# Data section start
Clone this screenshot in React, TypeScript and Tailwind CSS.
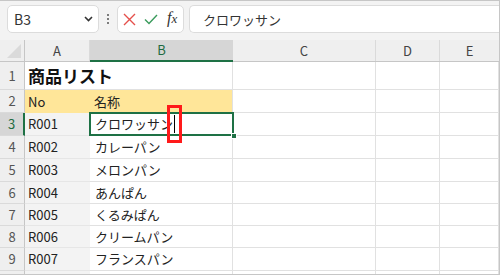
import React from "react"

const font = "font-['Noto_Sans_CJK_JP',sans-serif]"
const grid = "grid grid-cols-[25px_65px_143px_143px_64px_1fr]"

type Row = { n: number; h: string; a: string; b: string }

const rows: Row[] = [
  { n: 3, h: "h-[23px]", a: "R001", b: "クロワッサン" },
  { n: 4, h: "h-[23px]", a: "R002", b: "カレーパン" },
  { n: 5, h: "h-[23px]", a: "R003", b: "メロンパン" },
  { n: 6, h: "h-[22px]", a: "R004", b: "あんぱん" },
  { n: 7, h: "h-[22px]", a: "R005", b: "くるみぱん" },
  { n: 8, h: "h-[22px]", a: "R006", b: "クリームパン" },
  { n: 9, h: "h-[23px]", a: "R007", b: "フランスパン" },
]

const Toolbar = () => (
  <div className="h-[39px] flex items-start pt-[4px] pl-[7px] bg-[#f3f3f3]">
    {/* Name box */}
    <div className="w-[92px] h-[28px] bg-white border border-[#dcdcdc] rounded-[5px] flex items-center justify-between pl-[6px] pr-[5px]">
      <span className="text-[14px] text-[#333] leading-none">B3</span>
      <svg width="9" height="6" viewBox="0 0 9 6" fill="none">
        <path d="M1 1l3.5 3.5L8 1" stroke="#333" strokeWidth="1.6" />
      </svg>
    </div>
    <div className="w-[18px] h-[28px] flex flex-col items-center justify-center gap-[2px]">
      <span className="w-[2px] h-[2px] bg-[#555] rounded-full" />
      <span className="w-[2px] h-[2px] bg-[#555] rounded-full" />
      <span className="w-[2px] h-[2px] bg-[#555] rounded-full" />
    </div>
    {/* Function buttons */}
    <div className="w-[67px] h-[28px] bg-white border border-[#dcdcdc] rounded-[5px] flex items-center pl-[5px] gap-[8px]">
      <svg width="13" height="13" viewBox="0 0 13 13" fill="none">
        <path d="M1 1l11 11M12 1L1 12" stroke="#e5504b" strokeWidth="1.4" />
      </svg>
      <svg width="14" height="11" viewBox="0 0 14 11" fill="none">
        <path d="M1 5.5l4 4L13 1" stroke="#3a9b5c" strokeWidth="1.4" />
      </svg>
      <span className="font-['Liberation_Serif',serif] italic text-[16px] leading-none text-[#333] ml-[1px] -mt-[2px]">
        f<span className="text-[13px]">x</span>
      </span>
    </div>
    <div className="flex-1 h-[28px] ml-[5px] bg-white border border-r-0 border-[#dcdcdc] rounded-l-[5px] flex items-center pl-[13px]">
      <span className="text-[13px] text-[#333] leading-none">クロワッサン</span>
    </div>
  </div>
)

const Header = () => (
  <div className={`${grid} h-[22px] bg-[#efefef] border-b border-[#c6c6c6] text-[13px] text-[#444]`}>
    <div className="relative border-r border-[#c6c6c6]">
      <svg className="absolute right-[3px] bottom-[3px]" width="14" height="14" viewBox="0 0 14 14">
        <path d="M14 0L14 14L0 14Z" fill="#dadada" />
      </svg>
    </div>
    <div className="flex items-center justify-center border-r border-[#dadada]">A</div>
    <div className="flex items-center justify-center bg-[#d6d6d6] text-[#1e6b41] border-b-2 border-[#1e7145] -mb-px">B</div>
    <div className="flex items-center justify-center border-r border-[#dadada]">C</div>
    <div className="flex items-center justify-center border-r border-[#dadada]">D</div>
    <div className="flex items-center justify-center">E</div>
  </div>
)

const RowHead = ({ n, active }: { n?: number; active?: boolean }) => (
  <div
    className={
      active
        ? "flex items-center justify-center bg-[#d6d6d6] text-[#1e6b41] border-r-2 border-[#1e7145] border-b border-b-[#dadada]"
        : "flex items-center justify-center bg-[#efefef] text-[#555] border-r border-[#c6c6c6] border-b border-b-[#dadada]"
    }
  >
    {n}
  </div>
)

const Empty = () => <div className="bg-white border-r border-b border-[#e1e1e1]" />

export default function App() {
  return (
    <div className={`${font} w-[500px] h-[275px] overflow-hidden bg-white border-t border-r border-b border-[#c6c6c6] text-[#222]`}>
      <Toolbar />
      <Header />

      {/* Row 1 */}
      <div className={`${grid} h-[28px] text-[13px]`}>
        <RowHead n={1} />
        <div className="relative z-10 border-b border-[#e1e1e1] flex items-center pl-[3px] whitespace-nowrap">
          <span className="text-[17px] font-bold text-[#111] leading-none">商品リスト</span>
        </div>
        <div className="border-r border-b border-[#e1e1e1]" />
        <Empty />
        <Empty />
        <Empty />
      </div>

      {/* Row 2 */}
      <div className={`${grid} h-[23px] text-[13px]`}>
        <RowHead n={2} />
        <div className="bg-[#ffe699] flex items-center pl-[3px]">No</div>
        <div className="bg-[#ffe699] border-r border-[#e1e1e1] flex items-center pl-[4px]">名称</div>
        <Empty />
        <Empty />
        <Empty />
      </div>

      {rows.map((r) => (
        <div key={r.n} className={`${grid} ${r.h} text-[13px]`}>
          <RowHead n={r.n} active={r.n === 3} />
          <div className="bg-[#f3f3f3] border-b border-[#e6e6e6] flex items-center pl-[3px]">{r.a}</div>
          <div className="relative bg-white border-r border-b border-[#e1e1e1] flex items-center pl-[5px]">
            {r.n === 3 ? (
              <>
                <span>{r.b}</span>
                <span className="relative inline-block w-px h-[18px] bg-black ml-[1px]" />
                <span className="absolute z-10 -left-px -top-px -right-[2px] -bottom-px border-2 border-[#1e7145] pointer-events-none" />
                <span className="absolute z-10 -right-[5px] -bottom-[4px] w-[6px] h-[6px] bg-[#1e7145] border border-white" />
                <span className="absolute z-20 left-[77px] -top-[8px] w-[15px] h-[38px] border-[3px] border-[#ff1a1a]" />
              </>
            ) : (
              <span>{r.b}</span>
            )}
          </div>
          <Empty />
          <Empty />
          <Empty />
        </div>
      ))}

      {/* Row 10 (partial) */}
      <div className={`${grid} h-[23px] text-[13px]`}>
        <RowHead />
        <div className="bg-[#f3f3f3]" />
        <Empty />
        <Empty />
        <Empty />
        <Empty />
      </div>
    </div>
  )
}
# Data section end
- [Task prompt]:
Set down again, exactly, the lines of the material above from its first line to the one with "number; h: string;", inclusive. Leave the pictures out.

- [Solution to this exercise]:
Clone this screenshot in React, TypeScript and Tailwind CSS.
import React from "react"

const font = "font-['Noto_Sans_CJK_JP',sans-serif]"
const grid = "grid grid-cols-[25px_65px_143px_143px_64px_1fr]"

type Row = { n: number; h: string; a: string; b: string }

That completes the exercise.